Short problem: Show each line that has the string "this" in it.

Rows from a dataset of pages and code
== == ==

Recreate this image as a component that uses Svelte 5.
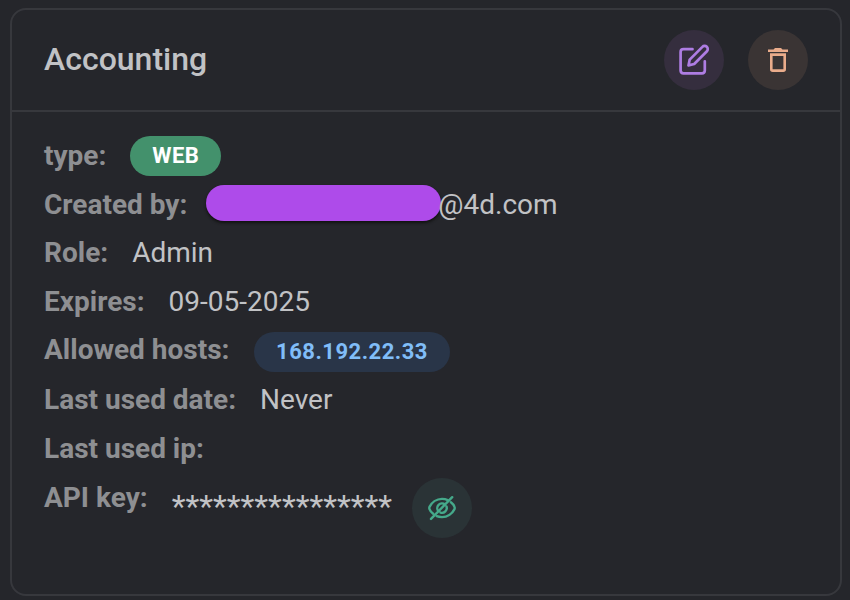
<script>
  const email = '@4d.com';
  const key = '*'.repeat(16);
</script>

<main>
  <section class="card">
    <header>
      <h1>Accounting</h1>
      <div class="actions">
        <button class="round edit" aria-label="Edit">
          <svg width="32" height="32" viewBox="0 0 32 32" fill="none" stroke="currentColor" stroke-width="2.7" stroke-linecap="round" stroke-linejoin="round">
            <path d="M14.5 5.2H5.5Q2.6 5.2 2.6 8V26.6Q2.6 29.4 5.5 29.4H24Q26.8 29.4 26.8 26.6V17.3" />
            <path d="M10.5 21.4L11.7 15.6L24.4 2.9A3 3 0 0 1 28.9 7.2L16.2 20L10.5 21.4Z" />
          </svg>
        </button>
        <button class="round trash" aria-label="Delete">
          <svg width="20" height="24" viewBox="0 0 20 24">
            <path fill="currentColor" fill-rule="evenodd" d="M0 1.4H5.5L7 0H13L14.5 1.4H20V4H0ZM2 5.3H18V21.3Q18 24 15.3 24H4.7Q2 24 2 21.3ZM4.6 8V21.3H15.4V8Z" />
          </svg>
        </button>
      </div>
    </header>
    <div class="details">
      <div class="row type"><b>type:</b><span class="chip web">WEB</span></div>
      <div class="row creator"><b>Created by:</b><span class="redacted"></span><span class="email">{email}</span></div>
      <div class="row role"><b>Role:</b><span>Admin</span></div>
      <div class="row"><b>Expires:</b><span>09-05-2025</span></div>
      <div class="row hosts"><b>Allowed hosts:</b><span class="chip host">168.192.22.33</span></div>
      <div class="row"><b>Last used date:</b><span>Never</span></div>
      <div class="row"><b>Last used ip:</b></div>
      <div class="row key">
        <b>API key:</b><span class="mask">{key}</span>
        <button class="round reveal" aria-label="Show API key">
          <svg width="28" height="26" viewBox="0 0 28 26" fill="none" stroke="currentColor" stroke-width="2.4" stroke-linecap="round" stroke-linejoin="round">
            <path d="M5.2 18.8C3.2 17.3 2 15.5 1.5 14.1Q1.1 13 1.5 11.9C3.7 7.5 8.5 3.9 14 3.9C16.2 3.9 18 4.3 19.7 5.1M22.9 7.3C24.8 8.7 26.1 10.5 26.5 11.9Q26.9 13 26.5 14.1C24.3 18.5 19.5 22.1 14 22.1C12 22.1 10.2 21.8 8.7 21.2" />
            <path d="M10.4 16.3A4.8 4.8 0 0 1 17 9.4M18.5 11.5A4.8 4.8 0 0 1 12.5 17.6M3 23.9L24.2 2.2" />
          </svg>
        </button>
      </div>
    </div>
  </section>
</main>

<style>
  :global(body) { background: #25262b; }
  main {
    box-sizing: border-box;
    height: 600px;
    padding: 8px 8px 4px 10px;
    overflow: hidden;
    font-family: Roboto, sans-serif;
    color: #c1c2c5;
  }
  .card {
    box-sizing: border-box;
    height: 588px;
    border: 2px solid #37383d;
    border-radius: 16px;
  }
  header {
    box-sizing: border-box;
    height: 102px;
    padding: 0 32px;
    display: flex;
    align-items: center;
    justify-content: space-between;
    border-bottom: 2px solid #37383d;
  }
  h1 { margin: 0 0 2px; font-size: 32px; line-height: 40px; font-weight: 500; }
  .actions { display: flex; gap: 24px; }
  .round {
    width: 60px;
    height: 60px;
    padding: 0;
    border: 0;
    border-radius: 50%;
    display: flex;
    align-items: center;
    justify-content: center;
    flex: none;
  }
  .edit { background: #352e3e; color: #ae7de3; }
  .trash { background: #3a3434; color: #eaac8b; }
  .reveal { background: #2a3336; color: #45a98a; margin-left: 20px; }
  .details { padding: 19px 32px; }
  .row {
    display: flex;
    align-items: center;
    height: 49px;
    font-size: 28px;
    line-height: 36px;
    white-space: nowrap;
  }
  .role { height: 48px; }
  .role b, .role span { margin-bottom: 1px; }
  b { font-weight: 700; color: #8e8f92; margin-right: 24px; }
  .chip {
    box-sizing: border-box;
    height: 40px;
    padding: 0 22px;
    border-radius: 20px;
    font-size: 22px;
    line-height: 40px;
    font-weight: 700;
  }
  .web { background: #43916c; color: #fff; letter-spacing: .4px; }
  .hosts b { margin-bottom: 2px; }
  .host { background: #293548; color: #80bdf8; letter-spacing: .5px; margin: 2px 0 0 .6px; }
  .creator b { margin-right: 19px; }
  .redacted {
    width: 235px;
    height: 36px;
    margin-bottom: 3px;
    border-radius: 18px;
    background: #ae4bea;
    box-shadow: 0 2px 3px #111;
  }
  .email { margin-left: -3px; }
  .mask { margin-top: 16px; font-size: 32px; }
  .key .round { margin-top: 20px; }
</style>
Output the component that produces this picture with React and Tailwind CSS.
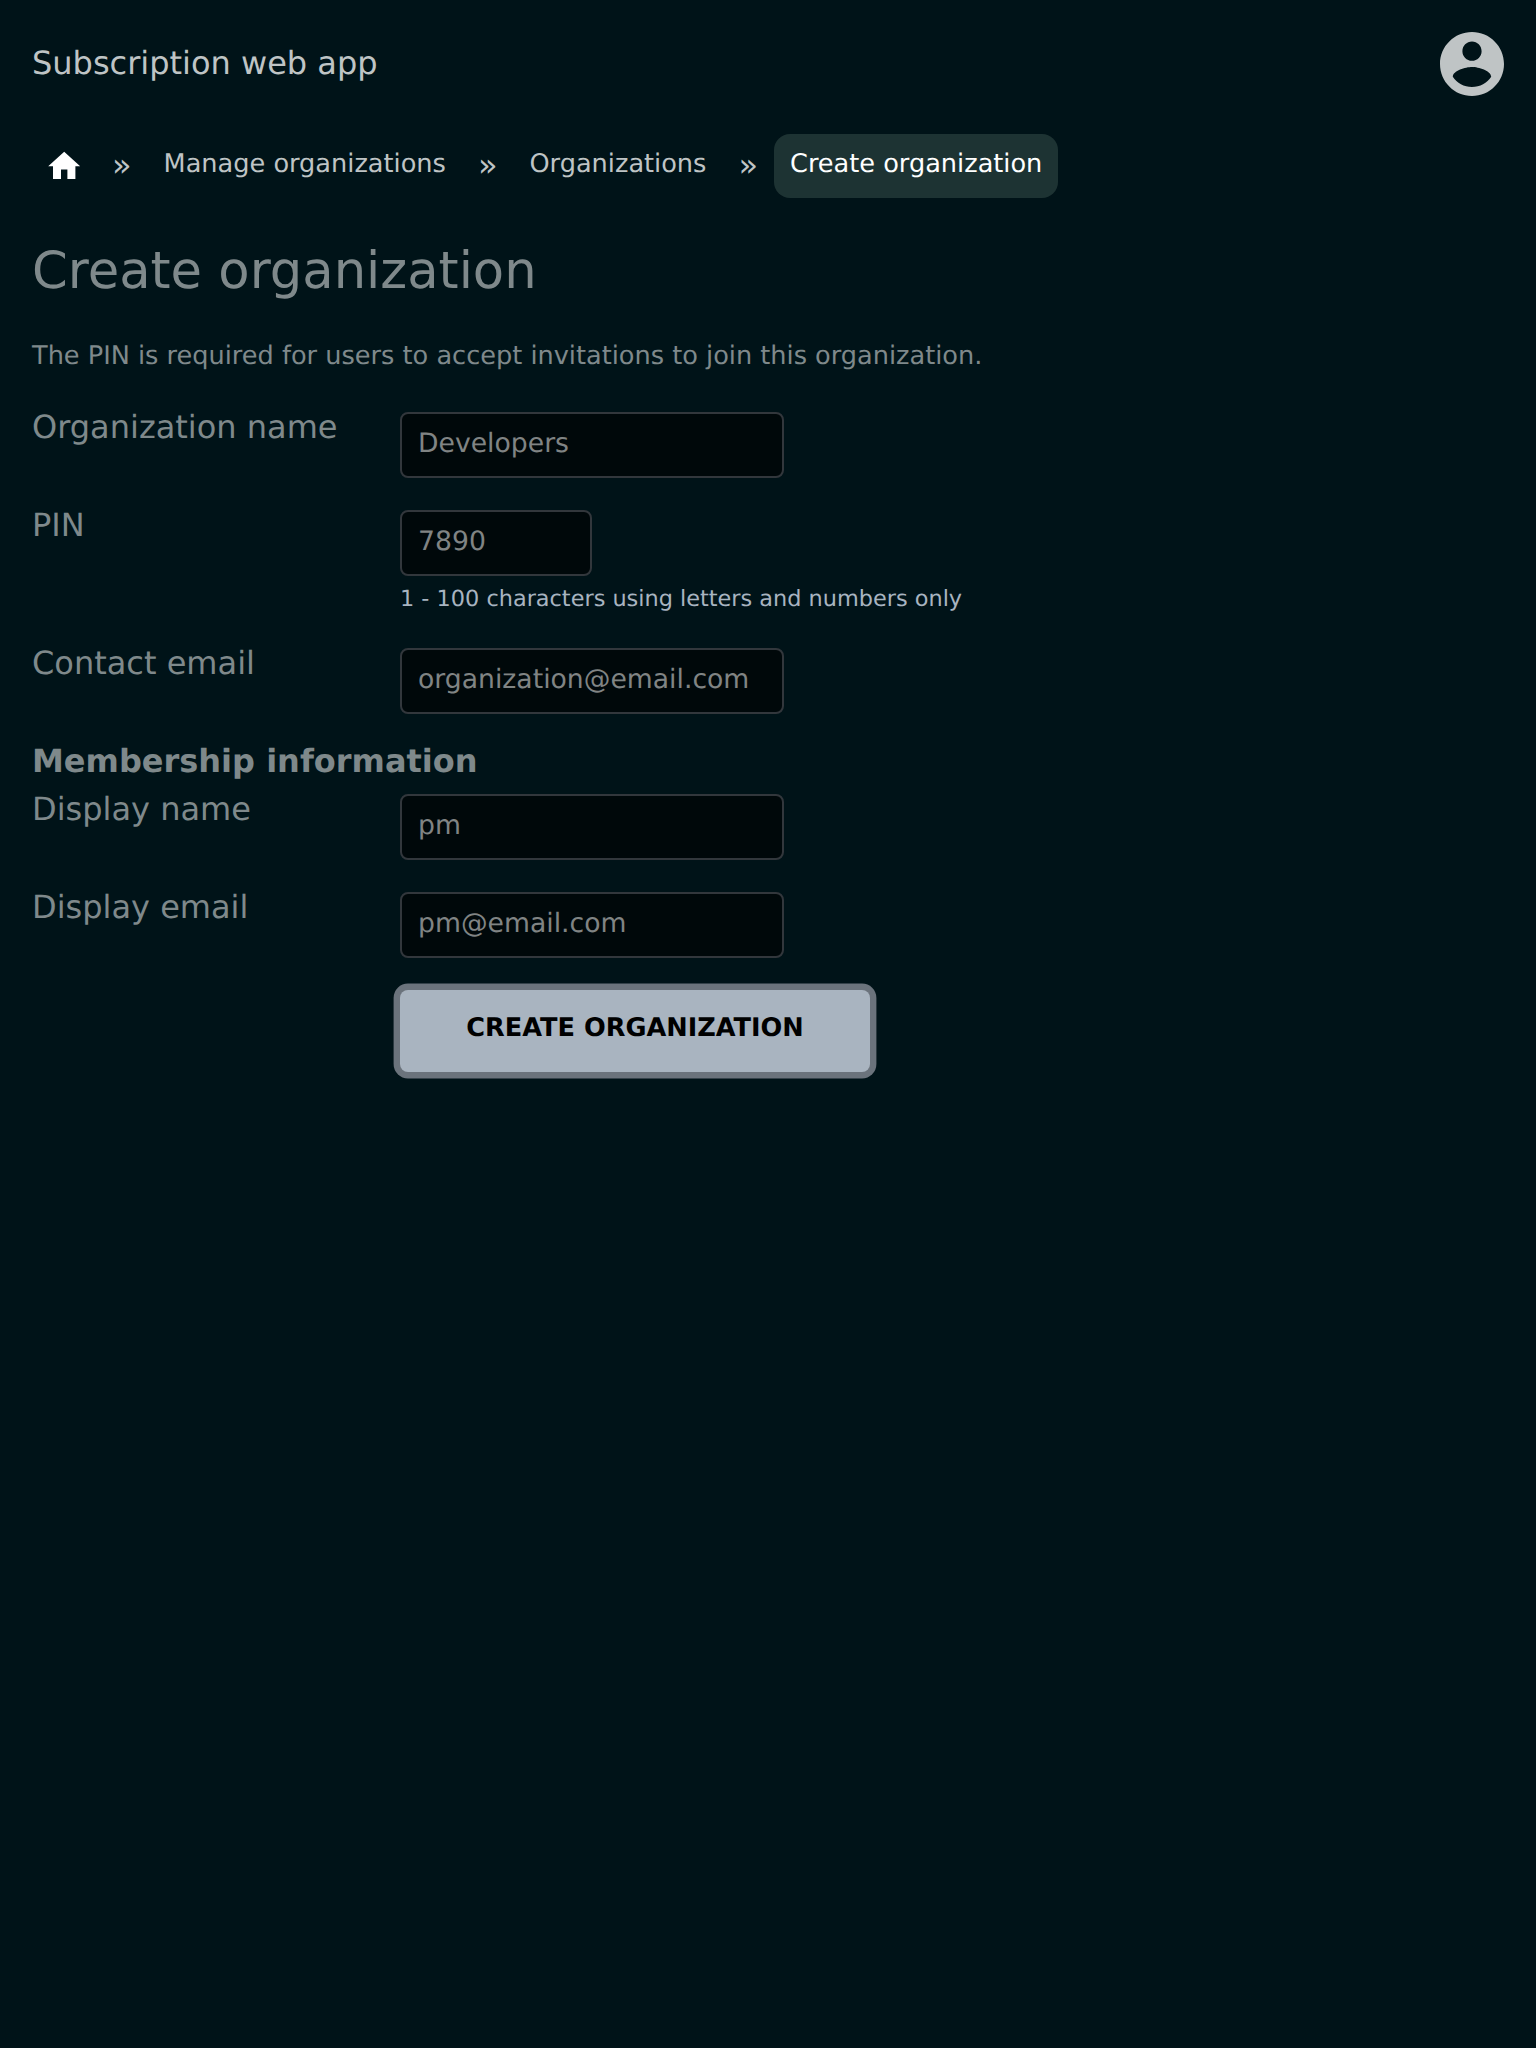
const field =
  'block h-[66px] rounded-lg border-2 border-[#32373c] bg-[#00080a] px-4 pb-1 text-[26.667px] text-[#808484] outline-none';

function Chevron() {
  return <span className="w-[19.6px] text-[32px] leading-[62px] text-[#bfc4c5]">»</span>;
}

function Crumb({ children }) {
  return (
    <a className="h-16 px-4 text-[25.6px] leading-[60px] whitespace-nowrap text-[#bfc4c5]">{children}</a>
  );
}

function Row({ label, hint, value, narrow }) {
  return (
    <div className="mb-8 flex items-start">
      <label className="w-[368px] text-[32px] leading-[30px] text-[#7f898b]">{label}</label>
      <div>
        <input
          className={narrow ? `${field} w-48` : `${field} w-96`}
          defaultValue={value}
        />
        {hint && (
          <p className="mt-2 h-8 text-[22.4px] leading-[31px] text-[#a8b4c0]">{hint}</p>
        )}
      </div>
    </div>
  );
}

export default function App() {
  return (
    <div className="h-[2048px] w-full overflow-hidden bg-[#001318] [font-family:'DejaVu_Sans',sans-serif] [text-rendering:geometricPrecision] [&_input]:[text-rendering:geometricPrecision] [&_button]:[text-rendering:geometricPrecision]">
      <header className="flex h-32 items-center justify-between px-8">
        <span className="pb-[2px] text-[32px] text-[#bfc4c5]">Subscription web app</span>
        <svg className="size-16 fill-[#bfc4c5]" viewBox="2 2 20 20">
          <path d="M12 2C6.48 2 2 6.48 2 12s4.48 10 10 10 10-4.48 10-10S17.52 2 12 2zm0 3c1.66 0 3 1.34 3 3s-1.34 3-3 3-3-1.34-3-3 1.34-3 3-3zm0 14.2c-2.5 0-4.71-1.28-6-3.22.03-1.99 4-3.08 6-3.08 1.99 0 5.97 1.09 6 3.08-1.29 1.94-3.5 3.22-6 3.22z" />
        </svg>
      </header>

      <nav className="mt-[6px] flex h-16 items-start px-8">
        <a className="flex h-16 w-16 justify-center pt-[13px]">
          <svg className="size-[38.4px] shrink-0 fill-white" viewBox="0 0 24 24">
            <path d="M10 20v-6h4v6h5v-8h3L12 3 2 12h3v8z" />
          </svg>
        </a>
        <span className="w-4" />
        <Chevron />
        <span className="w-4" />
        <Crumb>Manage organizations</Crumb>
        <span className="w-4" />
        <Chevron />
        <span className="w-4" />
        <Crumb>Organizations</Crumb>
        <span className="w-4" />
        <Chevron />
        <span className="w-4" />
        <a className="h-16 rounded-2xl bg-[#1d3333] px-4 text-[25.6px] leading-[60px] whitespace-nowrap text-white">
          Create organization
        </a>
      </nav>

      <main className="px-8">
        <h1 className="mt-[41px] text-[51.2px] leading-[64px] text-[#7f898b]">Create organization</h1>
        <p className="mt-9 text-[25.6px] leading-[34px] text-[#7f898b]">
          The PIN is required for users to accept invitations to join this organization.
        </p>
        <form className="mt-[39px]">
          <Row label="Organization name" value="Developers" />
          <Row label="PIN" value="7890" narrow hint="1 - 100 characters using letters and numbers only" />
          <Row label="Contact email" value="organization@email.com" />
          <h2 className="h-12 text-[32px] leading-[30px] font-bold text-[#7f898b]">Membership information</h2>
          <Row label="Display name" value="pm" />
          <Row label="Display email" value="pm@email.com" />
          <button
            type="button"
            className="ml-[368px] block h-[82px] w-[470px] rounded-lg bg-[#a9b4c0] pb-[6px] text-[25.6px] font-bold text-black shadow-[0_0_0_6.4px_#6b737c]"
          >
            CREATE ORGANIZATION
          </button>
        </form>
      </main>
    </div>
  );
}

== == ==

Answer below:
Recreate this image as a component that uses Svelte 5.
Output the component that produces this picture with React and Tailwind CSS.
          The PIN is required for users to accept invitations to join this organization.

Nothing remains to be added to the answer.